Él comenzó a garabatear algunas palabras en un papel. De repente, desvió su mirada hacia un costado y encontró una pequeña nota escrita por su esposa. Cerro sus ojos e imágenes de la memoria lo visitaron: su hijo, de apenas cuatro años, estaba acostado en la cama a causa de una fiebre fatal. Las imágenes lo transportaron a su ciudad, arrasada por un gran incendio. En un abrir y cerrar de ojos, vio que todos sus negocios e inversiones, fruto de mucho trabajo, desaparecían.
Observó también la imagen de su esposa junto a él, proyectando un largo viaje en barco. Ella iría antes con las cuatro hijas y él lo haría después de cerrar un negocio importante. Aún podía sentir aquellos abrazos tan amorosos que intercambiaron cuando se despidieron.
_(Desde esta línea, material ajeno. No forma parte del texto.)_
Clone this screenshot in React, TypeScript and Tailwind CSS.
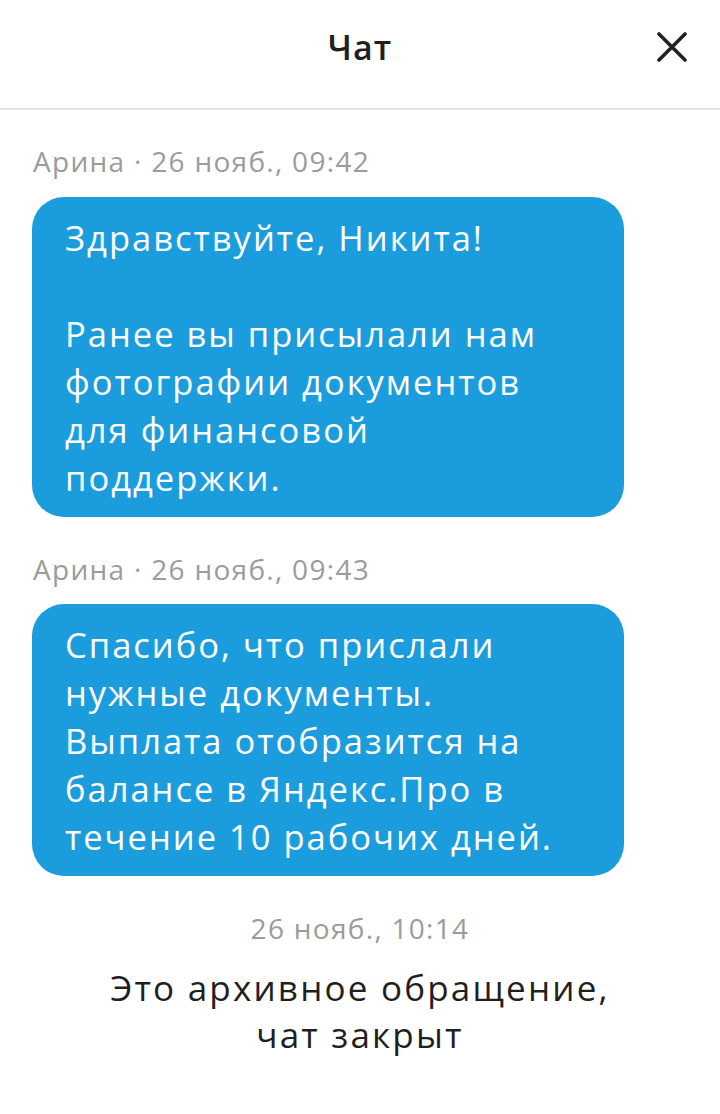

Miró nuevamente y en detalle aquella nota, que decía: «Estoy a salvo, pero sola». Las lágrimas surcaron su rostro mientras pensaba en aquellas palabras.
El barco que llevaba a su familia colisionó con otro en alta mar y 226 pasajeros perdieron la vida; entre ellos, sus cuatro hijas. Solo su esposa había sobrevivido. Él enjugó sus lágrimas, continuó escribiendo y, así, Horatio G. Spafford, un abogado cristiano de Chicago, escribió en noviembre de 1873 uno de los himnos más bellos del cristianismo: Estoy bien con mi Dios. Sumido en un profundo dolor, compuso estos versos:
De paz inundada, mi senda ya esté, o cúbrala un mar de aflicción,
cualquier que sea mi suerte, diré: ¡Estoy bien, tengo paz, gloria a Dios!
Tal vez ya hemos conocido personas que pasaron por situaciones semejantes. ¿Cómo ofrecer refugio y ánimo a aquellos que sufren? ¿Cómo ayudar a alguien que perdió su empleo o a un familiar, o que hoy enfrenta una grave enfermedad? Mientras sufría, el autor del Salmo 77 cuestionó: «¿Desechará el Señor para siempre, y no volverá más a sernos propicio? ¿Ha cesado para siempre su misericordia? ¿Se ha acabado perpetuamente su promesa?» (vv. 7-8).
El motivo de la pregunta del poeta es descubrir por qué estaba siendo probado. Esta es una reacción natural, no solo para los que están pasando por pruebas, sino también para quienes los rodean y los aman.
Aun cuando ambos estaban afligidos por semejante dolor, los Spafford y el salmista entendieron que, independientemente de cuál fuera la pérdida, la lucha o la tribulación, recibirían mayor ayuda y consuelo de parte del Padre. Podemos acercarnos con confianza a los que sufren, preparados para escuchar y con las palabras de Jesús:
«No se turbe vuestro corazón; creéis en Dios, creed también en mí. […] La paz os dejo, mi paz os doy; yo no os la doy como el mundo la da. No se turbe vuestro corazón, ni tenga miedo» (Juan 14:1, 27).
La esperanza de un día mejor hace que el sufrimiento actual sea un poco más llevadero. Podemos aprender a vivir con las pérdidas, porque el Señor nos anima y nos consuela siempre.